Sorry about being MIA for a couple of weeks. Nothing bad happened. Just too much work and too little time to do everything.

So, what's happened in the last three weeks?

  • I recorded a radio essay for WVTF two weeks ago. It's called You're Never Too Old with a main theme of it's never too late to behave like a little kid. It has a smooshed cake in it.
  • My novel, Unintended Consequences, was selected as a finalist in the Smith Mountain Arts Council Unpublished Novel contest.
  • I sucked in my breath and sent a poem (!) called Three Weeks to a MAJOR national magazine. Three months wait to see if the editor is interested. Fingers are crossed, but hey, nothing ventured, nothing sprained.
  • I sent out six more query letters and collected three rejections (two form, one personalized and quite nice -- must be a new agent!!!) from the first batch. It's a dead heat between my short and long query letter.


  • I went back to Jeff Herman's Guide and was surprised at how many agents still want snail-mail. Some agencies have gone totally green, but many agents clearly said they gave more credence to snail-mail.

    I got to thinking about this and saw the rationale behind using USPS. Why? Because when you physically sign a letter, put it in an envelope, remember to put stamps on the SASE and march it out to the post box at the end of the drive, you give more thought to what you are doing.

    Even though we all know that an e-query must be as professional as a hard-copy query, and even though we know we have to check and double-check whether we are querying the right agent, it is somehow easier to pick an agent, tweak a letter slightly, cut and paste a chapter into the e-mail message (if requested) and hit the Send Key.

    Yes, I'm keeping track of snail- versus e-queries. More to report later.

    Tuesday, July 28, 2009

    Willie and Bob and John

    No, it's not a variation of the old lament, Abraham, Martin and John. It's a concert I went to in Virginia Beach Saturday. Three signature performers, each doing a full one-hour set.

    We started with 76-year-old Willie Nelson. Still sounds like he always has, but with a voice that is somewhat lower. Looks much the same as he always has. Of course, Willie's looked dried up for decades. Willie sang many of his old favorites and the crowd got into it, singing along and rocking in the stands.

    Next was the kid, John Mellencamp, formerly known as John Cougar and John Cougar Mellencamp. At least we can pronounce his various names, unlike Prince. Melloncamp at 58 was the youngest and still hasn't decided if he's a balladeer or a rocker. He was best at hitting his rock groove, but disappointed the crowd by not singing his signature ballad, Jack and Diane.

    Last was the 68-year-old voice of a generation, Bob Dylan, heavily amped, huge sound, garbled words.
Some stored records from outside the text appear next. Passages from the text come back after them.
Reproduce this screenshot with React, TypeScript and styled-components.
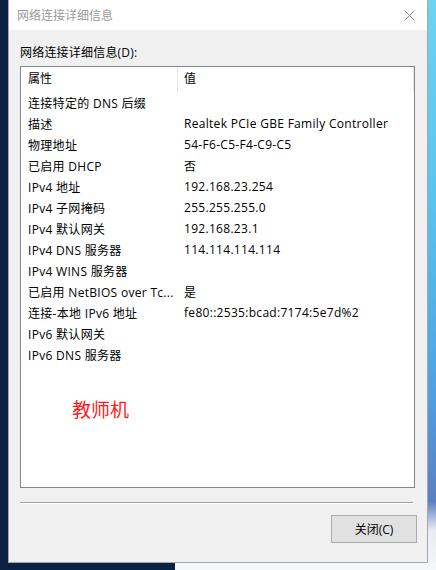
import styled, { createGlobalStyle } from 'styled-components';

const GlobalStyle = createGlobalStyle`
  html, body {
    margin: 0;
    padding: 0;
  }
  body {
    font-family: 'Open Sans', 'Noto Sans CJK SC', sans-serif;
    font-size: 12px;
    color: #000;
  }
`;

// the desktop behind the dialog: navy wallpaper on the left, a blue app window on the right
const Desktop = styled.div`
  width: 436px;
  height: 570px;
  box-sizing: border-box;
  padding-left: 8px;
  overflow: hidden;
  display: flex;
  align-items: flex-start;
  background:
    linear-gradient(#f4f6f8, #f4f6f8) right bottom / 261px 7px no-repeat,
    linear-gradient(180deg, #6fd3f2 0%, #58c4ee 35%, #4f9fe2 70%, #5b7fc0 88%, #e8ecf2 93%, #f4f6f8 100%) right top / 8px 100% no-repeat,
    #0b2141;
`;

const Dialog = styled.div`
  width: 420px;
  height: 563px;
  box-sizing: border-box;
  border: 1px solid #a8a8a8;
  border-top: none;
  background: #f0f0f0;
  display: flex;
  flex-direction: column;
`;

const TitleBar = styled.div`
  height: 30px;
  flex: none;
  background: #fff;
  display: flex;
  align-items: center;
  padding-left: 8px;
`;

const Title = styled.div`
  flex: 1;
  color: #999;
  font-size: 12px;
`;

const CloseButton = styled.div`
  width: 34px;
  height: 30px;
  display: flex;
  align-items: center;
  justify-content: center;
  margin-right: 1px;
`;

const Body = styled.div`
  flex: 1;
  display: flex;
  flex-direction: column;
  padding: 14px 11px 0 11px;
`;

const FieldLabel = styled.div`
  height: 17px;
  line-height: 17px;
  margin-bottom: 5px;
  letter-spacing: 0.2px;
`;

const ListBox = styled.div`
  height: 422px;
  box-sizing: border-box;
  border: 1px solid #828790;
  background: #fff;
  margin-right: 1px;
`;

const HeaderRow = styled.div`
  height: 25px;
  display: grid;
  grid-template-columns: 156px 1fr 1px;
`;

const HeaderCell = styled.div<{ $divider?: boolean }>`
  padding-left: ${(p) => (p.$divider ? '6px' : '7px')};
  line-height: 24px;
  border-left: ${(p) => (p.$divider ? '1px solid #e5e5e5' : 'none')};
`;

const HeaderEdge = styled.div`
  background: #e5e5e5;
`;

const Row = styled.div`
  height: 21px;
  display: grid;
  grid-template-columns: 157px 1fr;
  align-items: center;
`;

const Cell = styled.div<{ $value?: boolean }>`
  padding-left: ${(p) => (p.$value ? '6px' : '7px')};
  white-space: nowrap;
  overflow: hidden;
  letter-spacing: 0.3px;
`;

const Note = styled.div`
  margin-top: 32px;
  padding-left: 51px;
  color: #ff1a1a;
  font-size: 19px;
  line-height: 26px;
`;

const Separator = styled.div`
  height: 1px;
  background: #a0a0a0;
  margin: 14px 3px 0 0;
  border-bottom: 1px solid #fff;
`;

const Footer = styled.div`
  display: flex;
  justify-content: flex-end;
  padding-top: 11px;
  margin-right: -1px;
`;

const Button = styled.button`
  width: 86px;
  height: 28px;
  box-sizing: border-box;
  border: 1px solid #adadad;
  background: #e1e1e1;
  font-family: inherit;
  font-size: 12px;
  color: #000;
  padding: 0;
`;

const rows: [string, string][] = [
  ['连接特定的 DNS 后缀', ''],
  ['描述', 'Realtek PCIe GBE Family Controller'],
  ['物理地址', '54-F6-C5-F4-C9-C5'],
  ['已启用 DHCP', '否'],
  ['IPv4 地址', '192.168.23.254'],
  ['IPv4 子网掩码', '255.255.255.0'],
  ['IPv4 默认网关', '192.168.23.1'],
  ['IPv4 DNS 服务器', '114.114.114.114'],
  ['IPv4 WINS 服务器', ''],
  ['已启用 NetBIOS over Tc...', '是'],
  ['连接-本地 IPv6 地址', 'fe80::2535:bcad:7174:5e7d%2'],
  ['IPv6 默认网关', ''],
  ['IPv6 DNS 服务器', ''],
];

export default function App() {
  return (
    <>
      <GlobalStyle />
      <Desktop>
        <Dialog>
          <TitleBar>
            <Title>网络连接详细信息</Title>
            <CloseButton>
              <svg width='11' height='11' viewBox='0 0 11 11'>
                <path d='M0.5 0.5 L10.5 10.5 M10.5 0.5 L0.5 10.5' stroke='#8a8a8a' strokeWidth='1' fill='none' />
              </svg>
            </CloseButton>
          </TitleBar>
          <Body>
            <FieldLabel>网络连接详细信息(D):</FieldLabel>
            <ListBox>
              <HeaderRow>
                <HeaderCell>属性</HeaderCell>
                <HeaderCell $divider>值</HeaderCell>
                <HeaderEdge />
              </HeaderRow>
              {rows.map(([name, value]) => (
                <Row key={name}>
                  <Cell>{name}</Cell>
                  <Cell $value>{value}</Cell>
                </Row>
              ))}
              <Note>教师机</Note>
            </ListBox>
            <Separator />
            <Footer>
              <Button>关闭(C)</Button>
            </Footer>
          </Body>
        </Dialog>
      </Desktop>
    </>
  );
}
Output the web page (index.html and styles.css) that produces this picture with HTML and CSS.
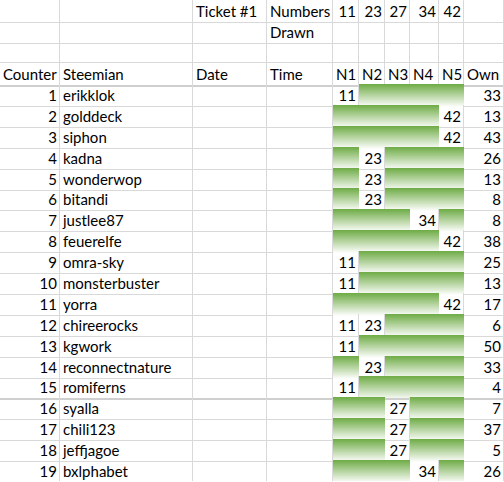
FILE: index.html
```html
<!DOCTYPE html>
<html>
<head>
<meta charset="utf-8">
<link rel="stylesheet" href="styles.css">
</head>
<body>
<div class="sheet">
  <div class="row"><div class="c"></div><div class="c"></div><div class="c">Ticket #1</div><div class="c">Numbers</div><div class="c r">11</div><div class="c r">23</div><div class="c r">27</div><div class="c r">34</div><div class="c r">42</div><div class="c"></div></div>
  <div class="row"><div class="c"></div><div class="c"></div><div class="c"></div><div class="c">Drawn</div><div class="c"></div><div class="c"></div><div class="c"></div><div class="c"></div><div class="c"></div><div class="c"></div></div>
  <div class="row"><div class="c"></div><div class="c"></div><div class="c"></div><div class="c"></div><div class="c"></div><div class="c"></div><div class="c"></div><div class="c"></div><div class="c"></div><div class="c"></div></div>
  <div class="row thick"><div class="c">Counter</div><div class="c">Steemian</div><div class="c">Date</div><div class="c">Time</div><div class="c">N1</div><div class="c">N2</div><div class="c">N3</div><div class="c">N4</div><div class="c">N5</div><div class="c">Own</div></div>

  <div class="row data"><div class="c r">1</div><div class="c">erikklok</div><div class="c"></div><div class="c"></div><div class="c r">11</div><div class="c g"></div><div class="c g"></div><div class="c g"></div><div class="c g"></div><div class="c r">33</div></div>
  <div class="row data"><div class="c r">2</div><div class="c">golddeck</div><div class="c"></div><div class="c"></div><div class="c g"></div><div class="c g"></div><div class="c g"></div><div class="c g"></div><div class="c r">42</div><div class="c r">13</div></div>
  <div class="row data"><div class="c r">3</div><div class="c">siphon</div><div class="c"></div><div class="c"></div><div class="c g"></div><div class="c g"></div><div class="c g"></div><div class="c g"></div><div class="c r">42</div><div class="c r">43</div></div>
  <div class="row data"><div class="c r">4</div><div class="c">kadna</div><div class="c"></div><div class="c"></div><div class="c g"></div><div class="c r">23</div><div class="c g"></div><div class="c g"></div><div class="c g"></div><div class="c r">26</div></div>
  <div class="row data"><div class="c r">5</div><div class="c">wonderwop</div><div class="c"></div><div class="c"></div><div class="c g"></div><div class="c r">23</div><div class="c g"></div><div class="c g"></div><div class="c g"></div><div class="c r">13</div></div>
  <div class="row data"><div class="c r">6</div><div class="c">bitandi</div><div class="c"></div><div class="c"></div><div class="c g"></div><div class="c r">23</div><div class="c g"></div><div class="c g"></div><div class="c g"></div><div class="c r">8</div></div>
  <div class="row data"><div class="c r">7</div><div class="c">justlee87</div><div class="c"></div><div class="c"></div><div class="c g"></div><div class="c g"></div><div class="c g"></div><div class="c r">34</div><div class="c g"></div><div class="c r">8</div></div>
  <div class="row data"><div class="c r">8</div><div class="c">feuerelfe</div><div class="c"></div><div class="c"></div><div class="c g"></div><div class="c g"></div><div class="c g"></div><div class="c g"></div><div class="c r">42</div><div class="c r">38</div></div>
  <div class="row data"><div class="c r">9</div><div class="c">omra-sky</div><div class="c"></div><div class="c"></div><div class="c r">11</div><div class="c g"></div><div class="c g"></div><div class="c g"></div><div class="c g"></div><div class="c r">25</div></div>
  <div class="row data"><div class="c r">10</div><div class="c">monsterbuster</div><div class="c"></div><div class="c"></div><div class="c r">11</div><div class="c g"></div><div class="c g"></div><div class="c g"></div><div class="c g"></div><div class="c r">13</div></div>
  <div class="row data"><div class="c r">11</div><div class="c">yorra</div><div class="c"></div><div class="c"></div><div class="c g"></div><div class="c g"></div><div class="c g"></div><div class="c g"></div><div class="c r">42</div><div class="c r">17</div></div>
  <div class="row data"><div class="c r">12</div><div class="c">chireerocks</div><div class="c"></div><div class="c"></div><div class="c r">11</div><div class="c r">23</div><div class="c g"></div><div class="c g"></div><div class="c g"></div><div class="c r">6</div></div>
  <div class="row data"><div class="c r">13</div><div class="c">kgwork</div><div class="c"></div><div class="c"></div><div class="c r">11</div><div class="c g"></div><div class="c g"></div><div class="c g"></div><div class="c g"></div><div class="c r">50</div></div>
  <div class="row data"><div class="c r">14</div><div class="c">reconnectnature</div><div class="c"></div><div class="c"></div><div class="c g"></div><div class="c r">23</div><div class="c g"></div><div class="c g"></div><div class="c g"></div><div class="c r">33</div></div>
  <div class="row data thick"><div class="c r">15</div><div class="c">romiferns</div><div class="c"></div><div class="c"></div><div class="c r">11</div><div class="c g"></div><div class="c g"></div><div class="c g"></div><div class="c g"></div><div class="c r">4</div></div>
  <div class="row data"><div class="c r">16</div><div class="c">syalla</div><div class="c"></div><div class="c"></div><div class="c g"></div><div class="c g"></div><div class="c r">27</div><div class="c g"></div><div class="c g"></div><div class="c r">7</div></div>
  <div class="row data"><div class="c r">17</div><div class="c">chili123</div><div class="c"></div><div class="c"></div><div class="c g"></div><div class="c g"></div><div class="c r">27</div><div class="c g"></div><div class="c g"></div><div class="c r">37</div></div>
  <div class="row data"><div class="c r">18</div><div class="c">jeffjagoe</div><div class="c"></div><div class="c"></div><div class="c g"></div><div class="c g"></div><div class="c r">27</div><div class="c g"></div><div class="c g"></div><div class="c r">5</div></div>
  <div class="row data"><div class="c r">19</div><div class="c">bxlphabet</div><div class="c"></div><div class="c"></div><div class="c g"></div><div class="c g"></div><div class="c g"></div><div class="c r">34</div><div class="c g"></div><div class="c r">26</div></div>
</div>
</body>
</html>
```
FILE: styles.css
```css
html, body {
  margin: 0;
  padding: 0;
  background: #fff;
}
body {
  font-family: Lato, "Liberation Sans", sans-serif;
  font-size: 15px;
  color: #000;
  overflow: hidden;
}
.sheet {
  display: flex;
  flex-direction: column;
  width: 504px;
}
.row {
  display: grid;
  grid-template-columns: 60px 133px 74px 66px 26px 26px 25px 29px 25px 40px;
  height: 21px;
}
.row.data {
  height: 20.9px;
}
.c {
  box-sizing: border-box;
  border-right: 1px solid #d9d9d9;
  border-bottom: 1px solid #d9d9d9;
  padding: 1px 2px 0 3px;
  line-height: 21px;
  white-space: nowrap;
  overflow: visible;
}
.row.thick .c {
  border-bottom: 2px solid #cfcfcf;
}
.r {
  text-align: right;
}
.g {
  background: linear-gradient(to bottom, #6eab45 0%, #ffffff 100%);
  background-origin: border-box;
  border-color: transparent;
}
```
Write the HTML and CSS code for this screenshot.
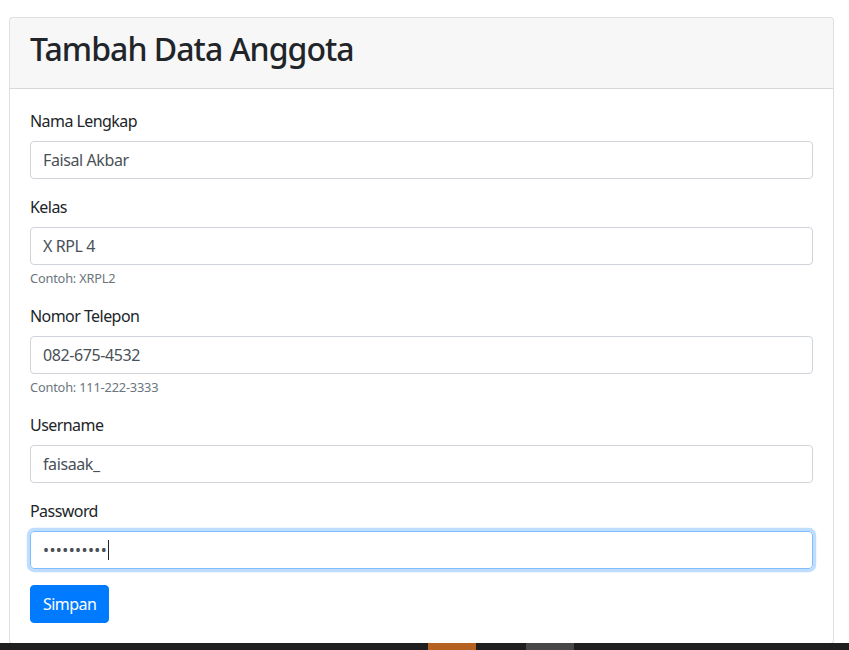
FILE: index.html
```html
<!DOCTYPE html>
<html lang="id">
<head>
<meta charset="utf-8">
<title>Tambah Data Anggota</title>
<link rel="stylesheet" href="styles.css">
</head>
<body>
<div class="page">
  <div class="card">
    <div class="card-header">
      <h2 class="title">Tambah Data Anggota</h2>
    </div>
    <form class="card-body">
      <div class="form-group">
        <label class="label">Nama Lengkap</label>
        <div class="control">Faisal Akbar</div>
      </div>
      <div class="form-group">
        <label class="label">Kelas</label>
        <div class="control">X RPL 4</div>
        <small class="hint">Contoh: XRPL2</small>
      </div>
      <div class="form-group">
        <label class="label">Nomor Telepon</label>
        <div class="control">082-675-4532</div>
        <small class="hint">Contoh: 111-222-3333</small>
      </div>
      <div class="form-group">
        <label class="label">Username</label>
        <div class="control">faisaak_</div>
      </div>
      <div class="form-group">
        <label class="label">Password</label>
        <div class="control focused"><span class="dots">••••••••••</span><span class="caret"></span></div>
      </div>
      <button type="button" class="btn">Simpan</button>
    </form>
  </div>
</div>
<div class="taskbar">
  <span class="task task-orange"></span>
  <span class="task task-gray"></span>
</div>
</body>
</html>
```

FILE: styles.css
```css
* { box-sizing: border-box; }
html, body {
  margin: 0;
  background: #fff;
}
body {
  font-family: "Segoe UI", "Noto Sans", "Open Sans", sans-serif;
  font-size: 16px;
  line-height: 1.5;
  color: #212529;
  letter-spacing: -0.035em;
}
.page {
  padding: 17px 15px 0 9px;
}
.card {
  border: 1px solid rgba(0,0,0,.125);
  border-radius: 4px;
  background: #fff;
  overflow: hidden;
}
.card-header {
  background: rgba(0,0,0,.03);
  border-bottom: 1px solid rgba(0,0,0,.125);
  padding: 12px 20px;
}
.title {
  margin: 0 0 8px;
  font-size: 32px;
  font-weight: 500;
  line-height: 1.2;
  letter-spacing: -0.03em;
}
.card-body {
  padding: 20px;
  display: flex;
  flex-direction: column;
  align-items: flex-start;
}
.form-group {
  display: flex;
  flex-direction: column;
  width: 100%;
  margin-bottom: 16px;
}
.label {
  margin-bottom: 8px;
}
.control {
  height: 38px;
  padding: 6px 12px;
  border: 1px solid #ced4da;
  border-radius: 4px;
  color: #495057;
  display: flex;
  align-items: center;
  white-space: nowrap;
  letter-spacing: -0.025em;
}
.control.focused {
  border-color: #80bdff;
  box-shadow: 0 0 0 3.2px rgba(0,123,255,.25);
}
.dots {
  font-size: 16px;
  letter-spacing: 0.4px;
}
.caret {
  display: inline-block;
  width: 1px;
  height: 20px;
  background: #212529;
  margin-left: 1px;
}
.hint {
  margin-top: 4px;
  font-size: 12.8px;
  line-height: 19px;
  height: 19px;
  color: #6c757d;
  letter-spacing: -0.015em;
}
.btn {
  font-family: inherit;
  font-size: 16px;
  line-height: 1.5;
  letter-spacing: -0.035em;
  color: #fff;
  background: #007bff;
  border: 1px solid #007bff;
  border-radius: 4px;
  padding: 6px 12px;
  height: 38px;
}
.taskbar {
  position: fixed;
  left: 0;
  right: 0;
  bottom: 0;
  height: 7px;
  background: #1f1f1f;
  display: flex;
  padding-left: 428px;
  gap: 50px;
}
.task {
  width: 48px;
  height: 100%;
}
.task-orange { background: #b3621f; }
.task-gray { background: #474747; }
```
Oh wait, Dylan always garbled his words. Voice is much lower. He didn't do anything acoustic, which is what I liked best about his early work. Only two signature songs. He was pushing a new CD. Can't decide if it's good or not. He growled and chewed his words to the point where his voice became a percussive instrument. Oh yes, he still plays harmonica better than he sings.

    I saw Dylan 40 years ago. Now I can cross Willie off my bucket list. John was never on it.

    All in all, the tied-died and support hose group enjoyed a wild evening, even if it wasn't completely what it wanted.

    Saturday, July 18, 2009

    Uncle Walter

    I miss Walter Cronkite. When the first warning that he was seriously ill came across the Associated Press wire a couple of weeks ago, I thought his time on earth was short enough to touch. It was. And I wish I had been wrong.

    I grew up with Walter Cronkite on the evening news. The day wasn't complete without him telling us what had happened. He reported THE NEWS. With two outstanding exceptions, he was never part of the story. An old wire service reporter, he knew how to "write tight," edit to get to the heart of the story, and present the story because it was important in and of itself.

    We know of the two moments when he was part of the story: wiping tears away when he reported President Kennedy's assassination on November 22 and when he was so proud when John Glenn took his "one giant step for mankind."

    I was ambused last night in Market Square in Roanoke by a young TV reporter from Channel 7 who couldn't possibly have seen him live. What she missed! She asked a couple of questions - needed a gray-haired woman's point of view. I told her.

    I had the pleasure of meeting him several times when I worked in NYC. A funny man who told the bluest of jokes, but only if he asked if you would be uncomfortable first. I wasn't and I heard plenty of those jokes.

    Uncle Walter, now you have joined your lovely Betsy. Sail away, dear man. We miss you more than you can imagine.

    Saturday, May 23, 2009

    Meow-whine

    {begin whine

    My humans went away last weekend. Instead of quietly leaving me behind in my lovely house with my own food in a timed dish, they sent me to jail! They call it camp. It's jail, meow-it! I mean, it has bars and I can't run around outside or sleep on the floor or sneak a nap on the loveseat or drink from my own dish or anything. Why would anyone send me, such a cool cat, to jail?

    My humans went to visit cousin Rosie. I admit she's cute and tiny and is allowed on any upholstered furniture. I will remind my humans that I am NOT allowed on upholstered furniture, so I have to sneak my naps.... Anyway, cousin Rosie is petite. She weighs less than ten pounds. If she came to see me, I'd squash her. I weigh a svelte fourteen. She says she has a sister O'Grady but my humans have only seen her once and doubt that she's real.

    Leave it to say, I got even when my humans got home. My female human was working at her desk and my male human hadn't gotten up yet. (My female human gets up really early. I help. I meow her awake when I get hungry.) I went upstairs to wake up my male human. One warning meow didn't work. So I tossed my kibbies all over the carpet. Served him right!

    They'll never leave me in jail again.